╭──

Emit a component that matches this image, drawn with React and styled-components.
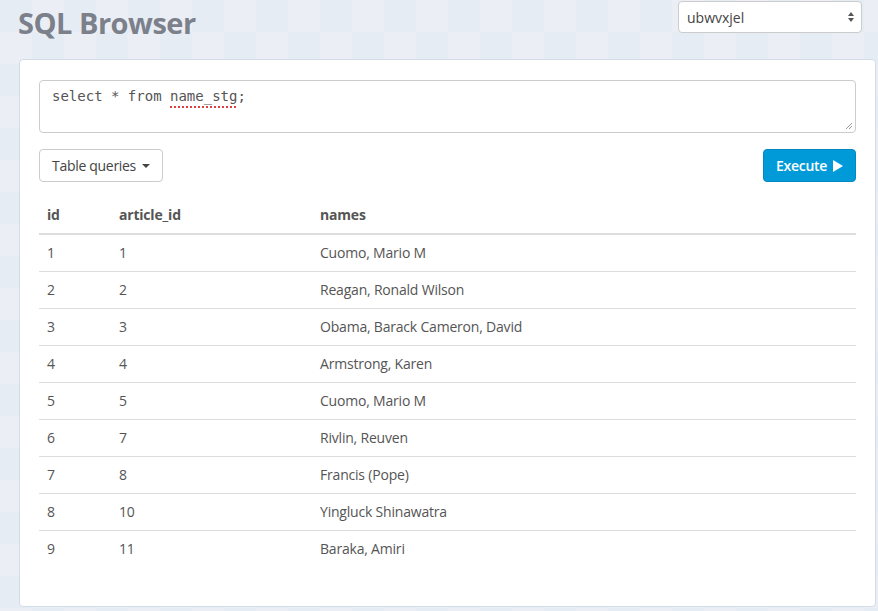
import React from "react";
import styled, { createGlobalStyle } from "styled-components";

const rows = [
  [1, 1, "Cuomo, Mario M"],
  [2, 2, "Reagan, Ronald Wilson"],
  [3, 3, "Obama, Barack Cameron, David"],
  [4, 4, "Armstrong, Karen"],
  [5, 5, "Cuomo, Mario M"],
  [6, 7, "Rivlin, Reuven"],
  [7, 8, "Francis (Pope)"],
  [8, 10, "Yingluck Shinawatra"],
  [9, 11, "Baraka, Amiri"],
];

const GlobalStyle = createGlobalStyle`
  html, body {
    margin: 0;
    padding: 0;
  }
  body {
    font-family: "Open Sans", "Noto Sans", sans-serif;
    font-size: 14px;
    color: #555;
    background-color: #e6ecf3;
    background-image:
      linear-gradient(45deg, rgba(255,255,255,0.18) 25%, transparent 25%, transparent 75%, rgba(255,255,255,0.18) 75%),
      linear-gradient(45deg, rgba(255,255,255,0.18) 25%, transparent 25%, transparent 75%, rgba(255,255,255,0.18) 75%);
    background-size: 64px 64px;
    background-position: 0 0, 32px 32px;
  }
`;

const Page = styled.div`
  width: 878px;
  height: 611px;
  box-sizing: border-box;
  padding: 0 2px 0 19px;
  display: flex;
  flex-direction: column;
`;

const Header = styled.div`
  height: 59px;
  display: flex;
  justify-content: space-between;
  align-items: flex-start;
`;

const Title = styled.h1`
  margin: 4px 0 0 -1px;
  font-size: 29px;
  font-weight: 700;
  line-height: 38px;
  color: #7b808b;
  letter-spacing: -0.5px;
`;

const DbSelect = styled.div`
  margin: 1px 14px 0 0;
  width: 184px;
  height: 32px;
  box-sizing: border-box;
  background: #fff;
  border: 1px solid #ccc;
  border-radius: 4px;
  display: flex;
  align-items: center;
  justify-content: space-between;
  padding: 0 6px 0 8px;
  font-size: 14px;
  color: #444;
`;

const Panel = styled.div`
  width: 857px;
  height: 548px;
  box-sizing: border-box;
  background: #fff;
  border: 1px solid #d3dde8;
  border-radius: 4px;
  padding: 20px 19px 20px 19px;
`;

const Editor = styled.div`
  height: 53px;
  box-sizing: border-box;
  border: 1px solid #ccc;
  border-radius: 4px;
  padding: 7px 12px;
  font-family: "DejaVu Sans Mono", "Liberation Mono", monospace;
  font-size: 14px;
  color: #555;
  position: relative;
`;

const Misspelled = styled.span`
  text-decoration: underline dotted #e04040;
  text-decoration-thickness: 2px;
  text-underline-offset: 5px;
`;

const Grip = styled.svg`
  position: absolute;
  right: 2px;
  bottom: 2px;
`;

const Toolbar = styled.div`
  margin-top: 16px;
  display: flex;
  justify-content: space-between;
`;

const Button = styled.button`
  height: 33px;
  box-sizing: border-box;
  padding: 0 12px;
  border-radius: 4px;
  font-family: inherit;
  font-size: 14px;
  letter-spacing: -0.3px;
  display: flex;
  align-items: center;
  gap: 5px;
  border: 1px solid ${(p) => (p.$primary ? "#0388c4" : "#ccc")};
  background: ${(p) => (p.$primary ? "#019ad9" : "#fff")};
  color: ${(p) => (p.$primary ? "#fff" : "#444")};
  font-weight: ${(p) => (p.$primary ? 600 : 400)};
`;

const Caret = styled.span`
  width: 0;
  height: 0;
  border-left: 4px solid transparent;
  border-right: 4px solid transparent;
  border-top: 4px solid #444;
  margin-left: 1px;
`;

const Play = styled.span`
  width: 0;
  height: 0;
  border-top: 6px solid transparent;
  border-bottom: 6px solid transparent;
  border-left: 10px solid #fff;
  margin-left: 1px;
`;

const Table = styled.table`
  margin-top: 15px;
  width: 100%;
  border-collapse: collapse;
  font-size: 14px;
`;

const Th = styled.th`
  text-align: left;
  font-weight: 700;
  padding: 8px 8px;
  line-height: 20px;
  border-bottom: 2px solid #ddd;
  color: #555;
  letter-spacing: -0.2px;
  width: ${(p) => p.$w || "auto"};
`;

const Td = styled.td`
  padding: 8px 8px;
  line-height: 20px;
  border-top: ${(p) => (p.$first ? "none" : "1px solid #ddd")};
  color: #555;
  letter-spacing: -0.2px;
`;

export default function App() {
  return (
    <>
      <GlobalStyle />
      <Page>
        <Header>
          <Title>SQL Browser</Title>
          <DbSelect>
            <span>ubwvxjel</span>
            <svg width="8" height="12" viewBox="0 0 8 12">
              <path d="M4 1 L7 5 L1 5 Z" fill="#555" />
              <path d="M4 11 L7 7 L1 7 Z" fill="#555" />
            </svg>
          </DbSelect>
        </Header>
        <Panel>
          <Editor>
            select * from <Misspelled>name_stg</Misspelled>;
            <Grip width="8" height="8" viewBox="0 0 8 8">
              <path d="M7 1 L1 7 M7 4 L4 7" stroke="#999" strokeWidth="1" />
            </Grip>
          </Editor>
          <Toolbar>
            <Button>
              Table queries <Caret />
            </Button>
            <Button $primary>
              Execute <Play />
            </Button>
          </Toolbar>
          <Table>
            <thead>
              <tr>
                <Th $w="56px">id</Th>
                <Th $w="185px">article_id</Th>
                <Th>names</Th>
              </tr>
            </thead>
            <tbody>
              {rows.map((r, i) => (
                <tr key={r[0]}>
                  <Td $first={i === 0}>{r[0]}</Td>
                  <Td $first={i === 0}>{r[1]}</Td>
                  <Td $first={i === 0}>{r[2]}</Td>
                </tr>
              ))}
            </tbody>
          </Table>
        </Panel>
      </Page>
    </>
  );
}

╰──
╭──

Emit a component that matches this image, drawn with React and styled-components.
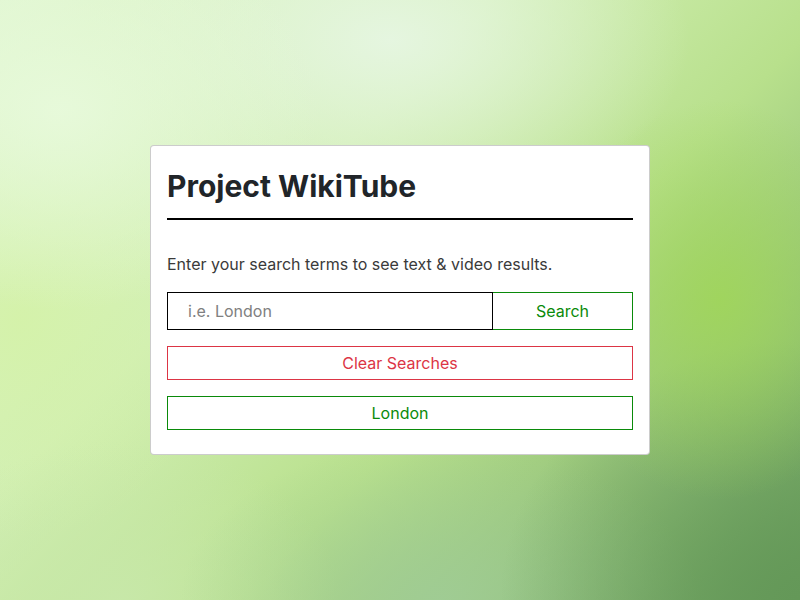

╰──
╭──

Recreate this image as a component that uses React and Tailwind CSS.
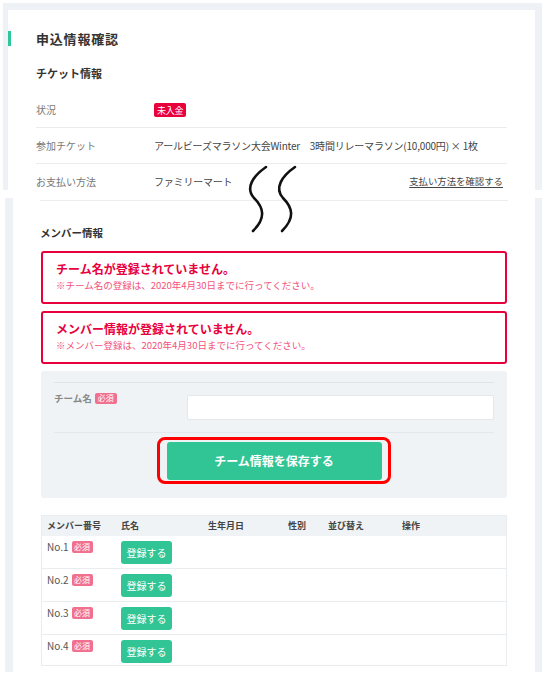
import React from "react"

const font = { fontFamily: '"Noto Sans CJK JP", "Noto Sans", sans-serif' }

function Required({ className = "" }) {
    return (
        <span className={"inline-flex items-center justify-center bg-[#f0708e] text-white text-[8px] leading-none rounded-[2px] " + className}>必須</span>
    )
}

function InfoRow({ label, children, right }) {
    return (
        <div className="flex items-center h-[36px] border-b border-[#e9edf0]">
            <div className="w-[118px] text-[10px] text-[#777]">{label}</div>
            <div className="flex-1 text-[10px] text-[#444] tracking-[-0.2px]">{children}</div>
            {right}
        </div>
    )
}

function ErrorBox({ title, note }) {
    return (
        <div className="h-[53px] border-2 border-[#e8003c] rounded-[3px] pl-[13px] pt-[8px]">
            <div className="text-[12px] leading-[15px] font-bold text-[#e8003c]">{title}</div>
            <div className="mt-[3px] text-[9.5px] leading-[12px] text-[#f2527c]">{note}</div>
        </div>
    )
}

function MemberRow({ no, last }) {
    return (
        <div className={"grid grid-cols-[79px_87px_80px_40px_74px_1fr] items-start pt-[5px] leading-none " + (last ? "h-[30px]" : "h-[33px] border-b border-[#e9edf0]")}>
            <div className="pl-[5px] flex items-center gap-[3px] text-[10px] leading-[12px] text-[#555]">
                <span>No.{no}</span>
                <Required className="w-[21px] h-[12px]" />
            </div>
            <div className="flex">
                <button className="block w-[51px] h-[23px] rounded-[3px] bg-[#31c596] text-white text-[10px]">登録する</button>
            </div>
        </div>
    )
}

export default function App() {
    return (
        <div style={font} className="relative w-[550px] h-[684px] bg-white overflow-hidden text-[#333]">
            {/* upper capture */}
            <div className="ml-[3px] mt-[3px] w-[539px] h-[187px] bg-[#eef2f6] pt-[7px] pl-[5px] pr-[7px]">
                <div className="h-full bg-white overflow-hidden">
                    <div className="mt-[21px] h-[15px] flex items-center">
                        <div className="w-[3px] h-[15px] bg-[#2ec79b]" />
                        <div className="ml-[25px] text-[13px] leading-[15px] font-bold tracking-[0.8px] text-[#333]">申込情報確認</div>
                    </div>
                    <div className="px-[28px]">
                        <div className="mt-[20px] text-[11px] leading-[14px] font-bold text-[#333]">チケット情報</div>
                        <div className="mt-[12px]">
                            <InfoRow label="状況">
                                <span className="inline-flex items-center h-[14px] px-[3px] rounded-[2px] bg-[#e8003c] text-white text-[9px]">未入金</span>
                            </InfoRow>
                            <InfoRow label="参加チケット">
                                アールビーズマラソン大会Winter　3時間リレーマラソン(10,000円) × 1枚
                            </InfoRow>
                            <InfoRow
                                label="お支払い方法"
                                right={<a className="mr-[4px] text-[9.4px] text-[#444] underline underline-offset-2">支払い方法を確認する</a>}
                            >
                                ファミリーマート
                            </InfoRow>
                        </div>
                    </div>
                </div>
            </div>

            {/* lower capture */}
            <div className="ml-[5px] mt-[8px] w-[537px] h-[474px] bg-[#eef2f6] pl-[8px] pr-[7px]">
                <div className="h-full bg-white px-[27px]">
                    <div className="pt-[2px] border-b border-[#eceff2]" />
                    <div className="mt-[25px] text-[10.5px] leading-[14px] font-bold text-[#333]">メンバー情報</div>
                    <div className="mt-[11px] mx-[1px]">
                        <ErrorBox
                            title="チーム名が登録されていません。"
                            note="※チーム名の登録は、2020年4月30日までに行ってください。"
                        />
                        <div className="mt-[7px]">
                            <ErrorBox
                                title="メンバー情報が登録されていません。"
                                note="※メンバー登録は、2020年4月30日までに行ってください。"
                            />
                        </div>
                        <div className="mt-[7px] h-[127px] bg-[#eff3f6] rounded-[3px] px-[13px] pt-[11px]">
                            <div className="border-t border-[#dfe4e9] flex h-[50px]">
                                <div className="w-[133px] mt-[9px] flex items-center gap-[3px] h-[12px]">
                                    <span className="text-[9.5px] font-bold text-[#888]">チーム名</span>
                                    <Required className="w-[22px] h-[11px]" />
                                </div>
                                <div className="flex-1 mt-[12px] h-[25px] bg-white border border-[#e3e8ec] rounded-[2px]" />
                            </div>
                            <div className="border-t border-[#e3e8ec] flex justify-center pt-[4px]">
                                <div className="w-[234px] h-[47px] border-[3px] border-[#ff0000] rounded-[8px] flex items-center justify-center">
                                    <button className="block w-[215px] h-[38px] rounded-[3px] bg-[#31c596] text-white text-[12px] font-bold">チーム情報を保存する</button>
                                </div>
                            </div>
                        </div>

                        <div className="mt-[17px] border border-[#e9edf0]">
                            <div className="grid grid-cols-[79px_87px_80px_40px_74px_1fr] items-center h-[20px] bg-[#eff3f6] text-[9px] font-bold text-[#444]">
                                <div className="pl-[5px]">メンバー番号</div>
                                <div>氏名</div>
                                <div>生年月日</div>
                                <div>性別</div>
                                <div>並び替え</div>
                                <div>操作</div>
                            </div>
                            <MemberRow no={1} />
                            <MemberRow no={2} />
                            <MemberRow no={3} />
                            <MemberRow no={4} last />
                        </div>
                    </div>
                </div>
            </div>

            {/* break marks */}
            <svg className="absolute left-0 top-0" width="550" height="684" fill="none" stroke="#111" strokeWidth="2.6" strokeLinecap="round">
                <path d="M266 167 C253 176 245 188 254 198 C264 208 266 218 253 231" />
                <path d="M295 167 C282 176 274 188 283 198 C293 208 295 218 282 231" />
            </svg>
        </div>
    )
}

╰──

Single out each line of the records above with the string "image" in it, and copy it.

◆ **Finished exercise**:
Emit a component that matches this image, drawn with React and styled-components.
    background-image:
Emit a component that matches this image, drawn with React and styled-components.
Recreate this image as a component that uses React and Tailwind CSS.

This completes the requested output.